Please, help with the problem. Is the Hilbert operator, which defined by matrix $ \{ a_{i,j} = \frac{1}{i+j} \}^{\infty}_{i,j=1}$ , compact on space $l_2$ ?
I will add my thoughts about the problem as soon as I formulate and issue them
I think that it can be proved that Hilbert operator is bounded on $L_2 (\mathbb{N}, 2^{ \mathbb{N} }, \#)$, where $\#$ is the counting measure, and that the embedding operator $Jx=x$ from $L_2 (\mathbb{N}, 2^{ \mathbb{N} }, \#)$ to $l_{2}$ is compact.

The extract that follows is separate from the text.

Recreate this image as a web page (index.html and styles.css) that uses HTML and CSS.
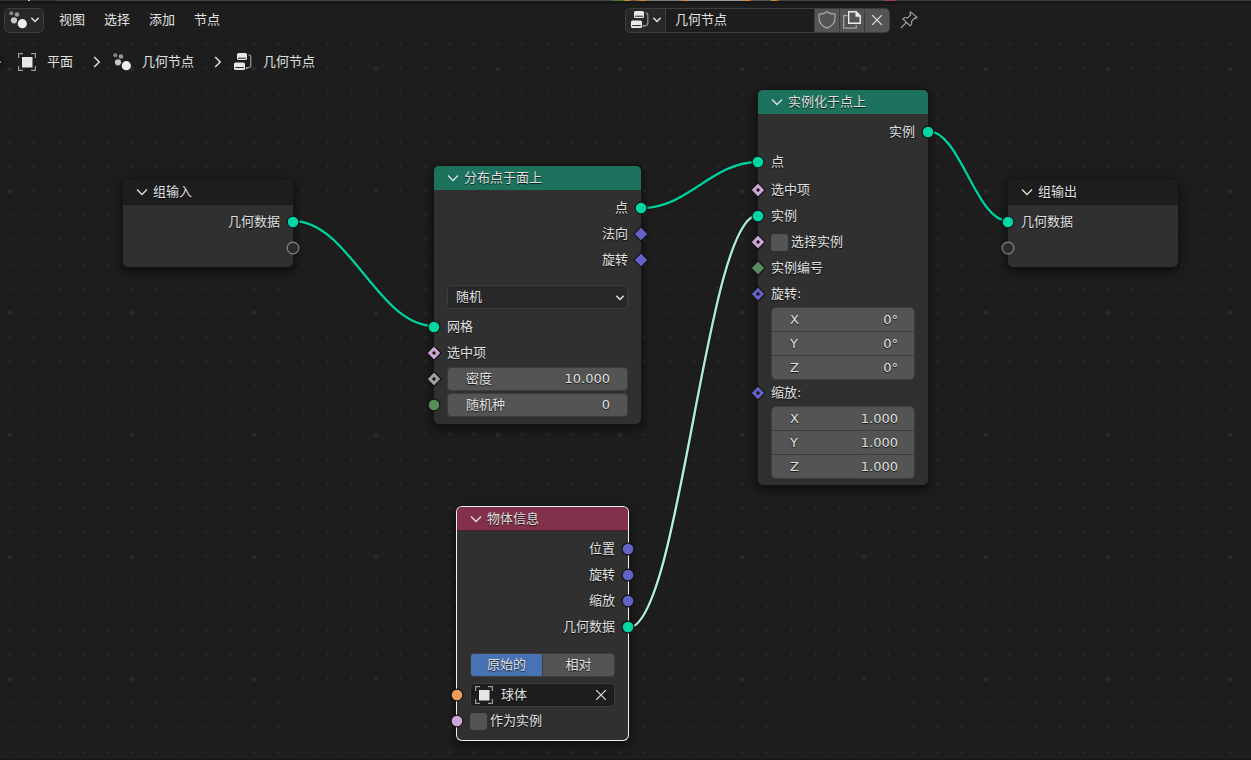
FILE: index.html
```html
<!DOCTYPE html>
<html lang="zh-CN">
<head>
<meta charset="utf-8">
<title>几何节点</title>
<link rel="stylesheet" href="styles.css">
</head>
<body>
<svg class="defs" aria-hidden="true">
  <symbol id="chev" viewBox="0 0 12 8"><path d="M1 1.5 6 6.5 11 1.5" fill="none" stroke="currentColor" stroke-width="1.3"/></symbol>
  <symbol id="chev-small" viewBox="0 0 8 6"><path d="M.4 .8 4 4.600 7.600 .8" fill="none" stroke="currentColor" stroke-width="1.4"/></symbol>
  <symbol id="chev-right" viewBox="0 0 8 12"><path d="M1.2 1 6.2 6 1.2 11" fill="none" stroke="currentColor" stroke-width="1.5"/></symbol>
  <symbol id="cross" viewBox="0 0 12 12"><path d="M1.2 1.2 10.8 10.8M10.8 1.2 1.2 10.8" fill="none" stroke="currentColor" stroke-width="1.2"/></symbol>
  <symbol id="object" viewBox="0 0 18 18"><rect x="4" y="4" width="10.500" height="10.500" fill="#e6e6e6"/><path d="M.6 5V.6H5M13 .6h4.400V5M17.400 13v4.400H13M5 17.400H.6V13" fill="none" stroke="#9a9a9a" stroke-width="1.200"/></symbol>
  <symbol id="geo" viewBox="0 0 18 18"><circle cx="2.300" cy="2.300" r="2" fill="#858585"/><circle cx="8" cy="3.500" r="2.300" fill="#979797"/><circle cx="5" cy="9.300" r="3.100" fill="#c8c8c8"/><circle cx="13.300" cy="12.700" r="4.600" fill="#eee"/></symbol>
  <symbol id="tree" viewBox="0 0 18 18"><rect x="3" y="0" width="10" height="7" rx="1.500" fill="#e8e8e8"/><path d="M4 5.200h8" stroke="#222" stroke-width="1"/><rect x="0" y="9.500" width="11" height="7.500" rx="1.500" fill="#e8e8e8"/><path d="M1.200 14.600h8.600" stroke="#222" stroke-width="1"/><path d="M14.500 1.800c1.500 0 2.300.8 2.300 2.200v8c0 1.600-1 2.600-2.600 2.600h-1" fill="none" stroke="#8d8d8d" stroke-width="1.300"/><circle cx="12.600" cy="15" r="1" fill="#aaa"/></symbol>
  <symbol id="shield" viewBox="0 0 18 18"><path d="M9 .8c2.300 1.700 4.900 2.400 8 2.400v4.300c0 4.500-3.200 7.600-8 9.600-4.800-2-8-5.100-8-9.600V3.200c3.100 0 5.700-.7 8-2.400z" fill="none" stroke="#a9a9a9" stroke-width="1.200"/></symbol>
  <symbol id="copy" viewBox="0 0 18 18"><path d="M4.500 4.700H.7v12.500h12.500V14" fill="none" stroke="#a2a2a2" stroke-width="1.300"/><path d="M5.700.8h7.500l4 4v7.500H5.700z" fill="none" stroke="#ececec" stroke-width="1.400"/><path d="M12.500.8v5h5z" fill="#ececec"/></symbol>
  <symbol id="pin" viewBox="0 0 18 18"><path d="M10.500.9 17 6.200l-1.500 1.300-1-.5-3 3.500.2 2.800-1.700 1.500L2.900 8l1.800-1.500 2.900.3 3.200-3.200-.9-1.300zM6.300 11.500.8 17.200" fill="none" stroke="#9b9b9b" stroke-width="1.200"/></symbol>
  <symbol id="circle" viewBox="0 0 14 14"><circle cx="7" cy="7" r="5.900" fill="currentColor" stroke="#151515" stroke-width="1.200"/></symbol>
  <symbol id="ring" viewBox="0 0 14 14"><circle cx="7" cy="7" r="5.800" fill="#2b2b2b" stroke="#858585" stroke-width="1.200"/></symbol>
  <symbol id="diamond" viewBox="0 0 14 14" overflow="visible"><path d="M7-.1 14.100 7 7 14.100-.1 7z" fill="currentColor" stroke="#151515" stroke-width="1.200"/></symbol>
  <symbol id="diamond-dot" viewBox="0 0 14 14" overflow="visible"><path d="M7-.1 14.100 7 7 14.100-.1 7z" fill="currentColor" stroke="#151515" stroke-width="1.200"/><circle cx="7" cy="7" r="1.700" fill="#151515"/></symbol>
</svg>

<div class="editor">
  <div class="edge"></div>
  <header class="toolbar">
    <button class="editor-type" aria-label="编辑器类型"><svg class="i18"><use href="#geo"/></svg><svg class="i8"><use href="#chev-small"/></svg></button>
    <nav class="menus">
      <button class="menu">视图</button>
      <button class="menu">选择</button>
      <button class="menu">添加</button>
      <button class="menu">节点</button>
    </nav>
    <div class="datablock">
      <button class="browse" aria-label="浏览节点树"><svg class="i18"><use href="#tree"/></svg><svg class="i8"><use href="#chev-small"/></svg></button>
      <input class="tree-name" aria-label="名称" value="几何节点">
      <button class="tool" aria-label="伪用户"><svg class="i18"><use href="#shield"/></svg></button>
      <button class="tool" aria-label="新建"><svg class="i18"><use href="#copy"/></svg></button>
      <button class="tool" aria-label="断开"><svg class="i12"><use href="#cross"/></svg></button>
    </div>
    <button class="pin" aria-label="固定"><svg class="i18"><use href="#pin"/></svg></button>
    <div class="rest"></div>
  </header>

  <main class="canvas">
    <svg class="backdrop" aria-hidden="true">
      <defs>
        <pattern id="grid" x="8" y="29" width="122" height="122" patternUnits="userSpaceOnUse">
          <g fill="#252525">
            <path d="M25 0h3v3h-3zM50 0h3v3h-3zM74 0h3v3h-3zM98 0h3v3h-3z"/>
            <path d="M1 25h3v3h-3zM25 25h3v3h-3zM50 25h3v3h-3zM74 25h3v3h-3zM98 25h3v3h-3z"/>
            <path d="M1 49h3v3h-3zM25 49h3v3h-3zM50 49h3v3h-3zM74 49h3v3h-3zM98 49h3v3h-3z"/>
            <path d="M1 74h3v3h-3zM25 74h3v3h-3zM50 74h3v3h-3zM74 74h3v3h-3zM98 74h3v3h-3z"/>
            <path d="M1 98h3v3h-3zM25 98h3v3h-3zM50 98h3v3h-3zM74 98h3v3h-3zM98 98h3v3h-3z"/>
          </g>
          <path d="M0 0h4v4h-4z" fill="#2a2a2a"/>
        </pattern>
        <linearGradient id="fade" gradientUnits="userSpaceOnUse" x1="628" y1="590" x2="758" y2="177">
          <stop offset="0" stop-color="#b4f1dc"/><stop offset="1" stop-color="#a6ebd3"/>
        </linearGradient>
      </defs>
      <rect width="100%" height="100%" fill="url(#grid)"/>
      <g fill="none" stroke="#141414" stroke-width="4">
        <path d="M293 183C349 183 378 288 434 288"/>
        <path d="M642 170C688 170 712 124 758 124"/>
        <path d="M628 590C680 590 706 177 758 177"/>
        <path d="M928 93C960 93 976 183 1008 183"/>
      </g>
      <g fill="none" stroke="#00cf9d" stroke-width="2.400">
        <path d="M293 183C349 183 378 288 434 288"/>
        <path d="M642 170C688 170 712 124 758 124"/>
        <path d="M628 590C680 590 706 177 758 177" stroke="url(#fade)"/>
        <path d="M928 93C960 93 976 183 1008 183"/>
      </g>
    </svg>

    <nav class="crumbs">
      <span class="crumb"><svg class="i18"><use href="#object"/></svg>平面</span>
      <svg class="sep"><use href="#chev-right"/></svg>
      <span class="crumb"><svg class="i18"><use href="#geo"/></svg>几何节点</span>
      <svg class="sep"><use href="#chev-right"/></svg>
      <span class="crumb"><svg class="i18"><use href="#tree"/></svg>几何节点</span>
    </nav>
    <div class="region-tab"></div>

    <section class="node group-in">
      <h2 class="title dark"><svg class="fold"><use href="#chev"/></svg>组输入</h2>
      <div class="body tight">
        <div class="row out">几何数据<svg class="socket geometry"><use href="#circle"/></svg></div>
        <div class="row out"><svg class="socket"><use href="#ring"/></svg></div>
      </div>
    </section>

    <section class="node distribute">
      <h2 class="title green"><svg class="fold"><use href="#chev"/></svg>分布点于面上</h2>
      <div class="body">
        <div class="row out">点<svg class="socket geometry"><use href="#circle"/></svg></div>
        <div class="row out">法向<svg class="socket vector"><use href="#diamond"/></svg></div>
        <div class="row out">旋转<svg class="socket vector"><use href="#diamond"/></svg></div>
        <div class="picker">
          <select class="select" aria-label="分布方式"><option>随机</option></select>
          <svg class="caret"><use href="#chev-small"/></svg>
        </div>
        <div class="row">网格<svg class="socket geometry"><use href="#circle"/></svg></div>
        <div class="row">选中项<svg class="socket bool"><use href="#diamond-dot"/></svg></div>
        <div class="row"><label class="field">密度<input class="value" value="10.000"></label><svg class="socket float"><use href="#diamond-dot"/></svg></div>
        <div class="row"><label class="field">随机种<input class="value" value="0"></label><svg class="socket int"><use href="#circle"/></svg></div>
      </div>
    </section>

    <section class="node instance">
      <h2 class="title green"><svg class="fold"><use href="#chev"/></svg>实例化于点上</h2>
      <div class="body">
        <div class="row out">实例<svg class="socket geometry"><use href="#circle"/></svg></div>
        <div class="row first-in">点<svg class="socket geometry"><use href="#circle"/></svg></div>
        <div class="row">选中项<svg class="socket bool"><use href="#diamond-dot"/></svg></div>
        <div class="row">实例<svg class="socket geometry"><use href="#circle"/></svg></div>
        <div class="row"><label class="check"><input type="checkbox" class="box">选择实例</label><svg class="socket bool"><use href="#diamond-dot"/></svg></div>
        <div class="row">实例编号<svg class="socket int"><use href="#diamond"/></svg></div>
        <div class="row">旋转:<svg class="socket vector"><use href="#diamond-dot"/></svg></div>
        <div class="triple">
          <label class="part">X<input class="value" value="0°"></label>
          <label class="part">Y<input class="value" value="0°"></label>
          <label class="part">Z<input class="value" value="0°"></label>
        </div>
        <div class="row">缩放:<svg class="socket vector"><use href="#diamond-dot"/></svg></div>
        <div class="triple">
          <label class="part">X<input class="value" value="1.000"></label>
          <label class="part">Y<input class="value" value="1.000"></label>
          <label class="part">Z<input class="value" value="1.000"></label>
        </div>
      </div>
    </section>

    <section class="node object-info">
      <h2 class="title red"><svg class="fold"><use href="#chev"/></svg>物体信息</h2>
      <div class="body">
        <div class="row out">位置<svg class="socket vector"><use href="#circle"/></svg></div>
        <div class="row out">旋转<svg class="socket vector"><use href="#circle"/></svg></div>
        <div class="row out">缩放<svg class="socket vector"><use href="#circle"/></svg></div>
        <div class="row out">几何数据<svg class="socket geometry"><use href="#circle"/></svg></div>
        <div class="toggle">
          <button class="choice on">原始的</button>
          <button class="choice">相对</button>
        </div>
        <div class="row">
          <div class="object-field"><svg class="i18"><use href="#object"/></svg><input class="object-name" aria-label="物体" value="球体"><button class="clear" aria-label="清除"><svg class="i12"><use href="#cross"/></svg></button></div>
          <svg class="socket object"><use href="#circle"/></svg>
        </div>
        <div class="row"><label class="check"><input type="checkbox" class="box">作为实例</label><svg class="socket bool"><use href="#circle"/></svg></div>
      </div>
    </section>

    <section class="node group-out">
      <h2 class="title dark"><svg class="fold"><use href="#chev"/></svg>组输出</h2>
      <div class="body tight">
        <div class="row">几何数据<svg class="socket geometry"><use href="#circle"/></svg></div>
        <div class="row"><svg class="socket"><use href="#ring"/></svg></div>
      </div>
    </section>
  </main>
</div>
</body>
</html>
```
FILE: styles.css
```css
* { box-sizing: border-box; }
body {
  margin: 0;
  background: #1d1d1d;
  color: #e0e0e0;
  font: 13px/20px "DejaVu Sans", "Noto Sans CJK SC", sans-serif;
}
button, input, select {
  margin: 0;
  padding: 0;
  border: 0;
  background: none;
  color: inherit;
  font: inherit;
}
input { min-width: 0; }
svg { display: block; flex: none; }
.defs { position: absolute; width: 0; height: 0; }
.i18 { width: 18px; height: 18px; }
.i12 { width: 12px; height: 12px; }
.i8 { width: 8px; height: 6px; }

.editor {
  display: flex;
  flex-direction: column;
  min-height: 100vh;
  border-bottom: 1px solid #1b1317;
}
.edge {
  height: 4px;
  border-bottom: 3px solid #171717;
  background: linear-gradient(90deg, #333 0 28px, #ccc 28px 30px, #333 30px 56px, #444 56px 610px, #4c7a2c 616px 622px, #e08a30 627px 629px, #555 632px, #e08a30 642px 644px, #777 648px 680px, #e08a30 682px 684px, #999 690px 740px, #e08a30 746px 749px, #555 752px 770px, #e08a30 772px 775px, #444 780px 884px, #a04050 886px 894px, #3a3a3a 898px);
}
.toolbar {
  display: flex;
  align-items: center;
  height: 34px;
  padding: 0 0 2px 4px;
}
.editor-type, .browse {
  display: flex;
  align-items: center;
  justify-content: center;
  gap: 4px;
  width: 40px;
  height: 25px;
  background: #282828;
}
.editor-type { border: 1px solid #3d3d3d; border-radius: 5px; }
.menus { display: flex; flex: 17 1 0; gap: 19px; margin-left: 15px; }
.menu { white-space: nowrap; }
.datablock {
  display: flex;
  gap: 1px;
  width: 265px;
  height: 25px;
  border: 1px solid #3d3d3d;
  border-radius: 5px;
  background: #3d3d3d;
  overflow: hidden;
}
.browse { width: 39px; height: auto; }
.tree-name { flex: 1; padding-left: 9px; background: #1d1d1d; }
.tool { display: flex; align-items: center; justify-content: center; width: 24px; background: #545454; }
.pin { margin-left: 10px; }
.rest { flex: 10 1 0; }

.canvas { position: relative; flex: 1; overflow: hidden; }
.backdrop { position: absolute; inset: 0; width: 100%; height: 100%; }
.crumbs { position: relative; display: flex; align-items: center; gap: 20px; padding: 14px 18px; }
.crumb { display: flex; align-items: center; gap: 11px; }
.sep { width: 8px; height: 12px; margin-right: -8px; }
.region-tab {
  position: absolute;
  left: 0;
  top: 16px;
  width: 4px;
  height: 16px;
  border-radius: 0 4px 4px 0;
  background: linear-gradient(#888, #888) 0 7px / 1px 2px no-repeat #181818;
}

.node {
  position: absolute;
  border-radius: 5px;
  background: #303030;
  box-shadow: 0 0 0 1px #151515, 0 3px 9px 2px rgba(0, 0, 0, .5);
  text-shadow: 0 1px 1px rgba(0, 0, 0, .8);
}
.group-in { left: 123px; top: 141px; width: 170px; }
.distribute { left: 434px; top: 128px; width: 207px; }
.instance { left: 758px; top: 52px; width: 170px; }
.object-info { left: 457px; top: 469px; width: 171px; box-shadow: 0 0 0 1px #f0f0f0, 0 3px 9px 2px rgba(0, 0, 0, .5); }
.group-out { left: 1008px; top: 141px; width: 170px; }
.title {
  display: flex;
  align-items: center;
  gap: 5px;
  height: 24px;
  margin: 0;
  padding-left: 13px;
  border-radius: 5px 5px 0 0;
  font-size: 13px;
  font-weight: 400;
}
.fold { width: 12px; height: 8px; }
.dark { height: 26px; background: #1d1d1d; border-bottom: 1px solid #181818; }
.green { background: #1d725e; }
.red { background: #83314a; border-bottom: 1px solid #4a2030; }
.body { padding: 5px 13px 6px; }
.tight { padding-top: 4px; }
.row { position: relative; display: flex; align-items: center; height: 26px; }
.out { justify-content: flex-end; }
.first-in { margin: 4px 0 2px; }
.socket { position: absolute; left: -20px; top: 6px; width: 14px; height: 14px; overflow: visible; }
.out .socket { left: auto; right: -20px; }
.geometry { color: #00d6a3; }
.vector { color: #6363c7; }
.bool { color: #cca6d6; }
.float { color: #a1a1a1; }
.int { color: #598c5c; }
.object { color: #ed9e5c; }

.picker { position: relative; margin: 12px 0 5px; }
.select {
  display: block;
  width: 100%;
  height: 24px;
  padding-left: 8px;
  border: 1px solid #3d3d3d;
  border-radius: 4px;
  background: #282828;
  appearance: none;
  text-shadow: inherit;
}
.caret { position: absolute; right: 4px; top: 10px; width: 8px; height: 6px; }
.field {
  display: flex;
  align-items: center;
  flex: 1;
  height: 24px;
  padding: 0 17px 0 18px;
  border: 1px solid #3d3d3d;
  border-radius: 4px;
  background: #545454;
  white-space: nowrap;
}
.value { flex: 1; width: 0; text-align: right; text-shadow: inherit; }
.triple {
  display: grid;
  gap: 1px;
  border: 1px solid #3d3d3d;
  border-radius: 5px;
  background: #3d3d3d;
  overflow: hidden;
}
.part { display: flex; align-items: center; height: 23px; padding: 0 16px 0 18px; background: #545454; }
.check { display: flex; align-items: center; gap: 3px; }
.box { width: 17px; height: 17px; border-radius: 3px; background: #545454; appearance: none; }
.box:checked { background: #4772b3; }

.toggle {
  display: flex;
  gap: 1px;
  height: 24px;
  margin: 13px 0 5px;
  border: 1px solid #3d3d3d;
  border-radius: 4px;
  background: #3d3d3d;
  overflow: hidden;
}
.choice { flex: 1; background: #545454; text-shadow: inherit; }
.on { background: #4772b3; }
.object-field {
  display: flex;
  align-items: center;
  flex: 1;
  height: 24px;
  padding: 0 7px 0 4px;
  border: 1px solid #3d3d3d;
  border-radius: 4px;
  background: #1d1d1d;
}
.object-name { flex: 1; width: 0; padding-left: 8px; text-shadow: inherit; }
```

It will mean that the Hilbert operator is compact as the composition of compact and bounded operators
Best Answer
Try to prove on your own the continuity of the operator $T\phi(j)=\sum^\infty_{k=1}\frac{1}{j+k}\phi(k)$ on $\ell_2(\mathbb{N})$. As for compactness, this is from a paper by Barria and Halmos. Consider the sequence $\phi_n(j)=\frac{1}{n}\mathbb{1}_{\{1,\ldots,n^2\}}(j)$. This is a unit-norm sequence in $\ell_2$.